まるでこのアイデア自体に魔法の力があるかのように、掘り下げて熟考しました。新しいマトリックスについて考えているような感じで。あらゆる人の身に起き得るような状況にしたかったし、私自身の個人的でプライベートな解釈も入れ込みたかった。子供時代の親との出会いを想像するということは、多くの人が楽しめるし、自分自身に置き換えることができる。そして、親子の関係を見直すことにもなる。あり得ない存在との友情は、制限がないの。このアイデアを練っていくのは、本当に楽しかった。とても感動的で面白い物語になった。作品からこの熱意が伝わることを願っています。

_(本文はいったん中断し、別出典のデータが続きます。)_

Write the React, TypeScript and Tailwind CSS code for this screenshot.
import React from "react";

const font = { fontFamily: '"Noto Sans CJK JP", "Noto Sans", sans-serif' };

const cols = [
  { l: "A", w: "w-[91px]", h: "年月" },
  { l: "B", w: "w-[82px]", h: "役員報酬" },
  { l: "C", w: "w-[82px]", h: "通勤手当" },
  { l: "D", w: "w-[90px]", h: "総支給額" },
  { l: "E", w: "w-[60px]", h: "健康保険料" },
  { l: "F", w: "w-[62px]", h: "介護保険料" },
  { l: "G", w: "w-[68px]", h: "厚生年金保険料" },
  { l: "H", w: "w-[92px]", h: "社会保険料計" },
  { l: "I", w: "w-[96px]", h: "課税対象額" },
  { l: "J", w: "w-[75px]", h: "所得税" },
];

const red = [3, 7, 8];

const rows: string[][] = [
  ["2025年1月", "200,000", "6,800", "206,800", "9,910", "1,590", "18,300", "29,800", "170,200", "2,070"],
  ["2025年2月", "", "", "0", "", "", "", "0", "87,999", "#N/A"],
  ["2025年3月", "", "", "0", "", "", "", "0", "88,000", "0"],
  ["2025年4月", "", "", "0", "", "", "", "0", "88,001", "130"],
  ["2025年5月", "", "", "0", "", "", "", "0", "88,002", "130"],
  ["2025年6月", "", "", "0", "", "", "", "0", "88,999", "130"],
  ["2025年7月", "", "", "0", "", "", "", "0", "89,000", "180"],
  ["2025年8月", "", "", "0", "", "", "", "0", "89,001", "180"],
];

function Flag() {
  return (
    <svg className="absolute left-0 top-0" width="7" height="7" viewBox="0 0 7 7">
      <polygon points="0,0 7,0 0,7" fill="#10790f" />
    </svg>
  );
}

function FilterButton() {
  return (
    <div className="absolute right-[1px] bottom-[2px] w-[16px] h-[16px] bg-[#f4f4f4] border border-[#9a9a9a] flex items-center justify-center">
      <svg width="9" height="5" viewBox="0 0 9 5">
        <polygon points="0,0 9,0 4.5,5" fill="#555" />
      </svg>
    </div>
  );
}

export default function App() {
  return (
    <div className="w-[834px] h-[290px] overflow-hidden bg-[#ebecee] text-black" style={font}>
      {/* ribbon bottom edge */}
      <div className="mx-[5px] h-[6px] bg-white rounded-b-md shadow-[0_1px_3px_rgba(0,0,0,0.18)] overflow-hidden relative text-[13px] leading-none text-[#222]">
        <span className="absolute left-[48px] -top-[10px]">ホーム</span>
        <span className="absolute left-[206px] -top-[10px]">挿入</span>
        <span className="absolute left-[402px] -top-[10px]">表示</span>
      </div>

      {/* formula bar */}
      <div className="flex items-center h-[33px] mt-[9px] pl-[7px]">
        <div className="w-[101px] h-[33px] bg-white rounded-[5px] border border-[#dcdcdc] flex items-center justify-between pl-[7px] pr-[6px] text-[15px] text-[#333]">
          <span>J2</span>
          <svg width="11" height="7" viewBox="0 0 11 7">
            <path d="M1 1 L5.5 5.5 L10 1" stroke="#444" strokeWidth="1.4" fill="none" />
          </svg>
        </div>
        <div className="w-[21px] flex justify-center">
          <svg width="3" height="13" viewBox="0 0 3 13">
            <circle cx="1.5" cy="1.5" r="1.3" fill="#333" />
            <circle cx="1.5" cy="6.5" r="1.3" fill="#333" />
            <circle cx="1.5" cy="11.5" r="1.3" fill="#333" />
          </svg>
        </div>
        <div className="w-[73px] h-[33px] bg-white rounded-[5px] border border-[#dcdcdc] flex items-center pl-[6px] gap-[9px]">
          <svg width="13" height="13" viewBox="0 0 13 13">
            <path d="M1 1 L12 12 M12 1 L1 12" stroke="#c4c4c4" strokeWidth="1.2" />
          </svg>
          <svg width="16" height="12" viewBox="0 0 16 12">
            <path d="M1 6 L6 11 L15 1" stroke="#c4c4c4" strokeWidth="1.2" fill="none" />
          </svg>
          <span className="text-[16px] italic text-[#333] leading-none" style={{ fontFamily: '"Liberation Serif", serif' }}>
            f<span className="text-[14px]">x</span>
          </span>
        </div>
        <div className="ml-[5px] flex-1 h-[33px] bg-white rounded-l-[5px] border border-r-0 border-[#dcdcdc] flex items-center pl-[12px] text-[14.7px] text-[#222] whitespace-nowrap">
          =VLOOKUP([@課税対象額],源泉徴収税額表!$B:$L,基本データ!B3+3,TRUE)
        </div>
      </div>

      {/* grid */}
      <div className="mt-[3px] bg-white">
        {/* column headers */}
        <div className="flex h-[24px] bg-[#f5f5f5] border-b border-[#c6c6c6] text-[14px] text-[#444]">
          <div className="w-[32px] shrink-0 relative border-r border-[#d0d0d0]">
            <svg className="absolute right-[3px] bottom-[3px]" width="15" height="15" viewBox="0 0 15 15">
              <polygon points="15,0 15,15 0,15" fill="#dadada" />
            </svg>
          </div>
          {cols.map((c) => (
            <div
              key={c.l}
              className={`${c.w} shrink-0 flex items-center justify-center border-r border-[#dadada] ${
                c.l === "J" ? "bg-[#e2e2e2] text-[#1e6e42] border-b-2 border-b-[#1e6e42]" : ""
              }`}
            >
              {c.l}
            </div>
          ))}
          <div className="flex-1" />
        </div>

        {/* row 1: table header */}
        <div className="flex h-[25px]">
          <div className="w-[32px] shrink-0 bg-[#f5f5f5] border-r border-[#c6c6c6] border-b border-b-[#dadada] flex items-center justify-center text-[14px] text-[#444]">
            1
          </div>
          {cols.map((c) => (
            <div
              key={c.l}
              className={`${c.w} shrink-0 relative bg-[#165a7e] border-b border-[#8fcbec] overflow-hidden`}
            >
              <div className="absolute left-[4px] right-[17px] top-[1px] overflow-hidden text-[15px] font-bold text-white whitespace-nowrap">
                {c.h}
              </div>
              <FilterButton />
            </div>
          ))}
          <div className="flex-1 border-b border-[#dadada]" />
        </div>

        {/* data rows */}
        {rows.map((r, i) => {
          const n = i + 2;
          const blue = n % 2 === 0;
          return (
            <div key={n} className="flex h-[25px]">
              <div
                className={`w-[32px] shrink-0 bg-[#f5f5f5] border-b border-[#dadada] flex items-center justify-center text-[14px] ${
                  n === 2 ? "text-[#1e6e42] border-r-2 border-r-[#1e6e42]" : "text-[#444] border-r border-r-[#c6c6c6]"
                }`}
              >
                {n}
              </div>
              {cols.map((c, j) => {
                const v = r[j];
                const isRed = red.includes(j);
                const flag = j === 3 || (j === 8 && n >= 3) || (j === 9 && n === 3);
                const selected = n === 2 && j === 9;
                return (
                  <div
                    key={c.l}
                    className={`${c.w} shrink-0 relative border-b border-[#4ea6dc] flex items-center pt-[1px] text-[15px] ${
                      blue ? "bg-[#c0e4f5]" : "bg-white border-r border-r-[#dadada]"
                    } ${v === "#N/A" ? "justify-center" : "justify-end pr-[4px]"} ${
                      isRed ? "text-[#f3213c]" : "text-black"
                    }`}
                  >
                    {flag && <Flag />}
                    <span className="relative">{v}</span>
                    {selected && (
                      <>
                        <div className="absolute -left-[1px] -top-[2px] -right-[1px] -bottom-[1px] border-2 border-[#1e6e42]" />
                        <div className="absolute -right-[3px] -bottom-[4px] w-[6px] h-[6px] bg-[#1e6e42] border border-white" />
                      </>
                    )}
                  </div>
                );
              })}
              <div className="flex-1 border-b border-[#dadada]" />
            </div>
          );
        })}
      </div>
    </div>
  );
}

本作で重要な課題をめぐる旅をする場所は、未来でも過去でもない。共有する時間なの。本作では機械や乗り物も使わない。作品そのものがタイムマシンなの。正確に言うと、本作の編集ね。カットが登場人物たちをテレポートさせ、出会わせるの。不思議な映画を作るには、それが想像上の物語だったとしても精密でなければならない。経験はなかったのだけど、本作に遊び心を取り入れるにはスタジオでの撮影が理想的だと思っていた。スタジオ撮影という考えで、昔ながらの遊び心に満ちた映画製作、その不変的な手法への自信がより強まったの。映画は、ドアを通り抜けて入った箱の中で撮るべきっておかしな考えよね。でも、そう考えることで、遊び心を持つことができました。
(「SCREEN」インタビューより)

セリーヌ・シアマ監督も、こう語っていたが、
「8歳の少女が、自分と同じ年だった頃の母親に出会う」という、
ワクワクするような設定こそが本作の出発点であり、
そのことによって、見る者も、
〈もし、自分と同じ年だった頃の親に出会えたら……〉
との思いながら鑑賞する。




親にも、(当然のことながら)自分と同じ子どもの頃があったのであり、
(これまた当然のことながら)自分と同じような悩みや喜びがあった。
そのことを発見する冒険であり、子どもが親を理解する旅でもあった。


ラスト近くで、
いなくなっていた母親とネリーが再会したとき、
ネリーは数日前のネリーではなく、
母親のことを「ママン」ではなく「マリオン」と名前で呼ぶようになっている。
彼女たちの関係性が変化したのを見る者に知らしめる。


ここに至り、
私は、娘、母、祖母という三世代の深い絆を感じた。
女性のみが受け継ぐことのできる深い愛を感じた。


男性である私は、女性の深淵を覗き見たような感慨を味わった。
私事であるが、
私の配偶者(バアバ)と、娘たちと、孫娘たちは仲が良く、結束も固く、
私(ジイジ)を寄せ付けない深い絆を感じる。(笑)
孫娘たちが、わが家のことを、
「ジイジん家(ち)」
ではなく
「バアバん家(ち)」
と呼んでいるのが何よりの証拠だ。(爆)



8歳の少女と、8歳の母親を演じたのは、
ジョセフィーヌ&ガブリエルという双子のサンス姉妹。


二人は双子ですが、それぞれ個性が異なり、立ち振舞も違います。それでいて、二人の絆のような親密さも感じられます。この二人を一緒に見ると、それだけで美しいと感じました。(「SCREEN」インタビューより)

セリーヌ・シアマ監督も、こう語っていたが、
この双子の演技がとにかく素晴らしかった。


よくぞこの子たちを見つけてきたものだ。
(同い年という設定の)母と娘なので似ているのは当然としても、
母と娘ならではの親しみや愛といったものが、
(それは当人たちが意図したものではないにしても)繊細に表現されていたし、
二人が森に佇んでいる姿を見ているだけで、
観客は、心が澄み、癒されていくようであった。



上映時間は、高齢者に優しい73分。
『燃ゆる女の肖像』に比べれば、短編、小品という印象が否めないが、
『燃ゆる女の肖像』とはまったく違った女性の物語を見せてくれた。
これからもセリーヌ・シアマ監督作品から目が離せない。